The timing of this legislative action appears directly connected to pressure from the Trump administration, which has made clear its interest in Venezuela’s substantial oil reserves. Following Maduro’s capture, the administration moved swiftly to ease sanctions on the Venezuelan oil industry, creating an opening for American investment and influence in the region.

On January 10, President Trump convened a meeting at the White House with nearly two dozen executives from America’s leading oil and gas companies. During that gathering, the President outlined an ambitious vision for Venezuela’s energy future, stating that American firms would invest one hundred billion dollars to rebuild what he described as Venezuela’s “rotting” oil infrastructure. The goal, according to the administration, is to push Venezuelan oil production to record levels.

This represents a significant geopolitical development for the Western Hemisphere. Venezuela sits atop some of the world’s largest proven oil reserves, yet production has plummeted in recent years due to corruption, lack of investment, and the flight of technical expertise from the country.
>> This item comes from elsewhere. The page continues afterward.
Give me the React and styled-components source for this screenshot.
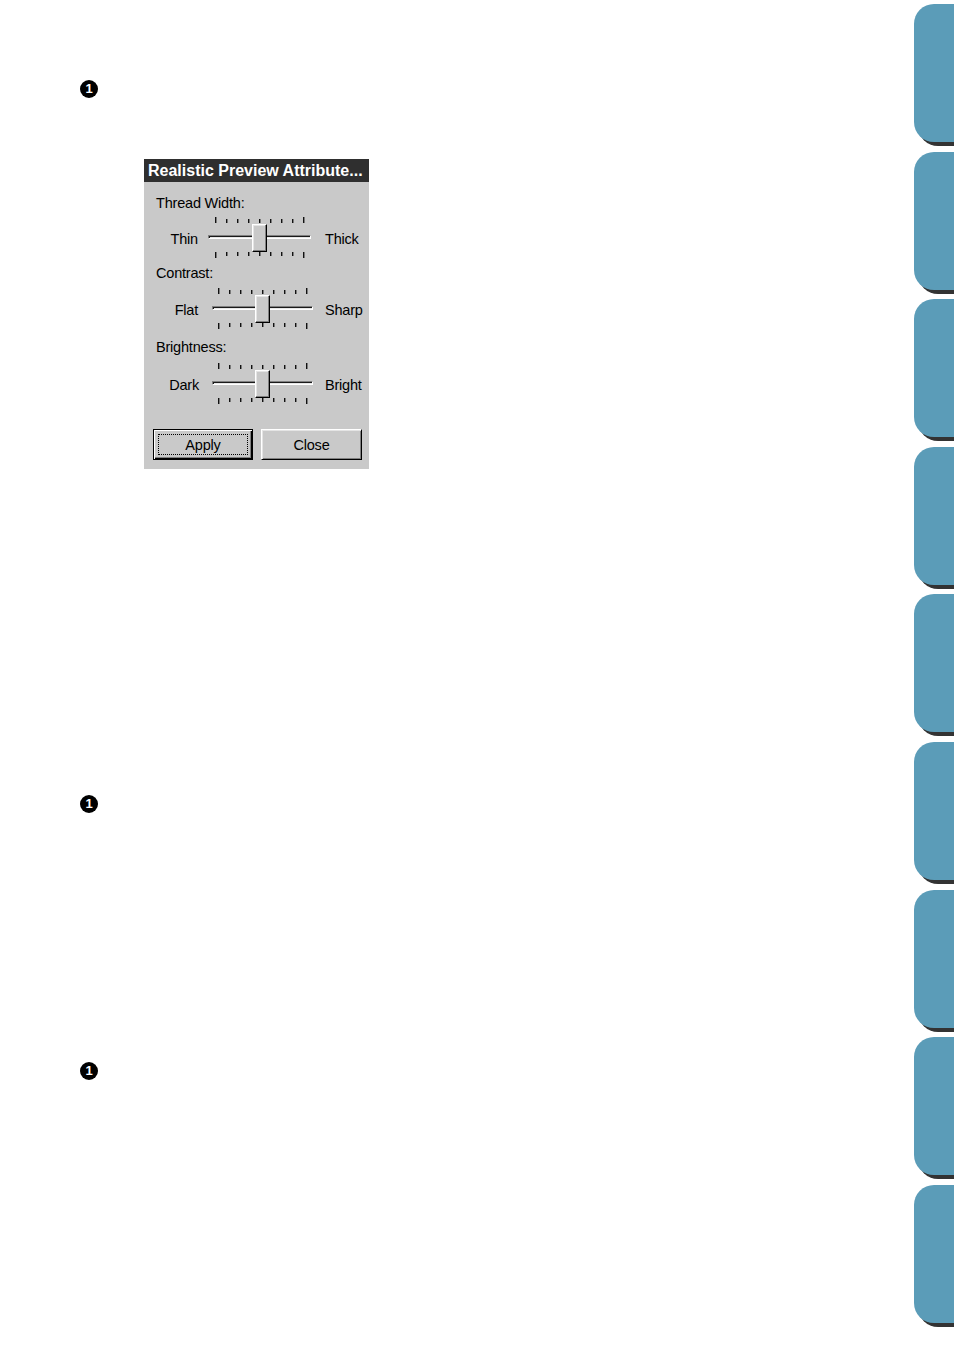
import styled, { createGlobalStyle } from 'styled-components';

const GlobalStyle = createGlobalStyle`
  html, body {
    margin: 0;
    padding: 0;
    background: #fff;
  }
  body {
    font-family: "Liberation Sans", Arial, sans-serif;
  }
`;

const Page = styled.div`
  display: flex;
  width: 954px;
  height: 1348px;
  overflow: hidden;
  background: #fff;
`;

const Main = styled.main`
  flex: 1;
  display: flex;
  flex-direction: column;
  align-items: flex-start;
  padding-left: 80px;
`;

const Marker = styled.div`
  width: 18px;
  height: 18px;
  margin-top: ${(p) => p.top}px;
  border-radius: 50%;
  background: #000;
  color: #fff;
  font: bold 13px/18px "Liberation Sans", Arial, sans-serif;
  text-align: center;
`;

const Dialog = styled.div`
  width: 225px;
  height: 310px;
  margin-top: 61px;
  margin-left: 64px;
  background: #c9c9c9;
  display: flex;
  flex-direction: column;
`;

const TitleBar = styled.div`
  height: 23px;
  background: #2f2f2f;
  color: #fff;
  font: bold 16px/23px "Liberation Sans", Arial, sans-serif;
  padding-left: 4px;
  white-space: nowrap;
  overflow: hidden;
`;

const Body = styled.div`
  display: flex;
  flex-direction: column;
  padding: 11px 0 0 0;
`;

const GroupLabel = styled.div`
  height: 20px;
  line-height: 20px;
  margin-top: ${(p) => p.gap || 0}px;
  padding-left: 12px;
  font-size: 14.5px;
  letter-spacing: -0.2px;
  color: #000;
`;

const SliderRow = styled.div`
  display: grid;
  grid-template-columns: ${(p) => p.trackLeft}px ${(p) => p.trackWidth}px 1fr;
  align-items: center;
  height: 42px;
  margin-top: ${(p) => p.gap}px;
  font-size: 14.5px;
  letter-spacing: -0.2px;
  color: #000;
`;

const SideLabel = styled.span`
  text-align: ${(p) => (p.right ? 'left' : 'right')};
  padding-left: ${(p) => (p.right ? p.pad : 0)}px;
  padding-right: ${(p) => (p.right ? 0 : p.pad)}px;
  margin-top: 2px;
`;

const Track = styled.div`
  position: relative;
  height: 42px;
`;

const Groove = styled.div`
  position: absolute;
  left: 0;
  right: 0;
  top: 18px;
  height: 2px;
  border-top: 1px solid #808080;
  border-left: 1px solid #808080;
  border-bottom: 1px solid #fff;
  border-right: 1px solid #fff;
  box-shadow: inset 1px 1px 0 #1a1a1a, inset -1px -1px 0 #e6e6e6;
`;

const Ticks = styled.div`
  position: absolute;
  left: ${(p) => p.left}px;
  width: 90px;
  top: ${(p) => (p.bottom ? 35 : 0)}px;
  height: 6px;
  display: flex;
  justify-content: space-between;
  align-items: ${(p) => (p.bottom ? 'flex-start' : 'flex-end')};
`;

const Tick = styled.i`
  display: block;
  width: 2px;
  height: ${(p) => (p.long ? 6 : 4)}px;
  background: linear-gradient(to right, #111 50%, #7a7a7a 50%);
`;

const Thumb = styled.div`
  position: absolute;
  top: 7px;
  width: 13px;
  height: 26px;
  background: #c9c9c9;
  border-top: 1px solid #fff;
  border-left: 1px solid #fff;
  border-right: 1px solid #000;
  border-bottom: 1px solid #000;
  box-shadow: inset -1px -1px 0 #808080, inset 1px 1px 0 #e4e4e4;
`;

const ButtonRow = styled.div`
  display: flex;
  gap: 8px;
  padding-left: 9px;
  margin-top: 24px;
`;

const Button = styled.div`
  box-sizing: border-box;
  width: ${(p) => p.w}px;
  height: 31px;
  display: flex;
  align-items: center;
  justify-content: center;
  font-size: 14.5px;
  letter-spacing: -0.2px;
  color: #000;
  background: #c9c9c9;
  border: 1px solid;
  border-color: ${(p) => (p.primary ? '#000' : '#fff #000 #000 #fff')};
  box-shadow: ${(p) =>
    p.primary
      ? 'inset 1px 1px 0 #fff, inset -1px -1px 0 #000, inset -2px -2px 0 #808080'
      : 'inset 1px 1px 0 #e4e4e4, inset -1px -1px 0 #808080'};
`;

const Focus = styled.span`
  box-sizing: border-box;
  width: calc(100% - 8px);
  height: calc(100% - 8px);
  border: 1px dotted #000;
  display: flex;
  align-items: center;
  justify-content: center;
  padding-top: 1px;
`;

const Tabs = styled.nav`
  width: 40px;
  display: flex;
  flex-direction: column;
  gap: 9.6px;
  padding-top: 4px;
`;

const Tab = styled.div`
  height: 138px;
  background: #5b9cb8;
  border-radius: 20px 0 0 20px;
  box-shadow: 4px 4px 0 #333;
`;

function Slider({ left, right, leftPad, rightPad, trackLeft, trackWidth, tickLeft, thumb, gap }) {
  const ticks = Array.from({ length: 9 }, (_, i) => i);
  return (
    <SliderRow trackLeft={trackLeft} trackWidth={trackWidth} gap={gap}>
      <SideLabel pad={leftPad}>{left}</SideLabel>
      <Track>
        <Ticks left={tickLeft}>
          {ticks.map((i) => (
            <Tick key={i} long={i === 0 || i === 8} />
          ))}
        </Ticks>
        <Groove />
        <Thumb style={{ left: thumb }} />
        <Ticks bottom left={tickLeft}>
          {ticks.map((i) => (
            <Tick key={i} long={i === 0 || i === 8} />
          ))}
        </Ticks>
      </Track>
      <SideLabel right pad={rightPad}>{right}</SideLabel>
    </SliderRow>
  );
}

export default function App() {
  return (
    <Page>
      <GlobalStyle />
      <Main>
        <Marker top={80}>1</Marker>
        <Dialog>
          <TitleBar>Realistic Preview Attribute...</TitleBar>
          <Body>
            <GroupLabel>Thread Width:</GroupLabel>
            <Slider
              left="Thin"
              right="Thick"
              leftPad={10}
              rightPad={14}
              trackLeft={64}
              trackWidth={103}
              tickLeft={7}
              thumb={44}
              gap={4}
            />
            <GroupLabel gap={4}>Contrast:</GroupLabel>
            <Slider
              left="Flat"
              right="Sharp"
              leftPad={14}
              rightPad={12}
              trackLeft={68}
              trackWidth={101}
              tickLeft={6}
              thumb={43}
              gap={5}
            />
            <GroupLabel gap={7}>Brightness:</GroupLabel>
            <Slider
              left="Dark"
              right="Bright"
              leftPad={13}
              rightPad={12}
              trackLeft={68}
              trackWidth={101}
              tickLeft={6}
              thumb={43}
              gap={6}
            />
            <ButtonRow>
              <Button primary w={100}>
                <Focus>Apply</Focus>
              </Button>
              <Button w={101}>Close</Button>
            </ButtonRow>
          </Body>
        </Dialog>
        <Marker top={326}>1</Marker>
        <Marker top={249}>1</Marker>
      </Main>
      <Tabs>
        {Array.from({ length: 9 }, (_, i) => (
          <Tab key={i} />
        ))}
      </Tabs>
    </Page>
  );
}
The United States has recently completed its first five hundred million dollar purchase of Venezuelan oil, signaling the beginning of what could become a substantial economic relationship between the two nations.

For American energy companies, Venezuela presents both opportunity and risk. The potential returns from revitalizing Venezuela’s oil sector are considerable, but the country’s political stability remains uncertain. Rodriguez’s tenure as acting president may prove temporary, and any future government could reverse course on privatization.

From a broader strategic perspective, increased American involvement in Venezuelan oil production serves multiple national interests. It provides an alternative source of petroleum that does not require dependence on Middle Eastern suppliers or other potentially hostile nations. It also extends American influence in South America at a time when China and Russia have been expanding their presence in the region.

The question now is whether Venezuela can successfully transition from a failed socialist state to a functioning market economy. Decades of price controls, nationalization, and economic mismanagement have left deep scars. The oil industry alone cannot solve all of Venezuela’s problems, which include widespread poverty, crumbling infrastructure, and weakened democratic institutions.

For the Venezuelan people, who have endured years of shortages, hyperinflation, and political repression, this policy shift offers a measure of hope. Whether that hope will be realized depends largely on how effectively foreign investment can be channeled into genuine economic development rather than enriching a new class of politically connected elites.

The world will be watching closely as this historic transformation unfolds.